The Firth of Clyde is the country’s largest inland sea stretching from the Mull of Kintyre in Argyll to Corsewell Point in Dumfries and Galloway and covers an area of over 3600 square kilometres that include the Kyles of Bute, Lochs Fyne, Striven and Long.
Historically the Clyde was heavily reliant on fisheries and in particular many of the more rural communities were dependent on the industry which passed its skills down from one generation to another.
However, overfishing and destructive practices have caused an almost total collapse of the fishery over the last 40 years. Its famous and historic herring industry was wiped out first with catches declining from a high of 44,000 tonnes a year during the Second World War to a situation where stocks are so low that it does not merit economic assessment.
Some 72 per cent of the remaining Clyde stock is made up of whiting of which around 85 per cent are less than the legal minimum landing size. The Clyde ecosystem is extremely degraded, with the once great white fish, herring and recreational fisheries now closed or a minute fraction of their former state.

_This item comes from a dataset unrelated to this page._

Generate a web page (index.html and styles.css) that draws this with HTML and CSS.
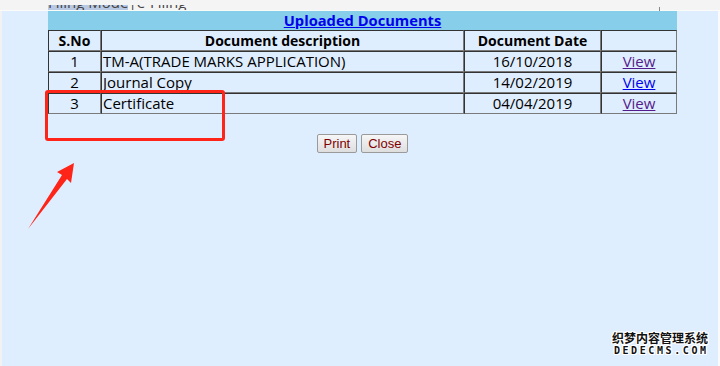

“Fishing was the lifeblood of many of these rural communities and the bigger towns and cities for that matter. For economic reasons, biodiversity reasons and ecological reasons it’s imperative that we restore the Clyde,” said Alex, who grew up in the Solway Firth area and has lived for many years on the shores of the Clyde,.
“I want to see these coastal areas being used for economic benefit but having considerations for the ecological balance and other recreational users of the sea.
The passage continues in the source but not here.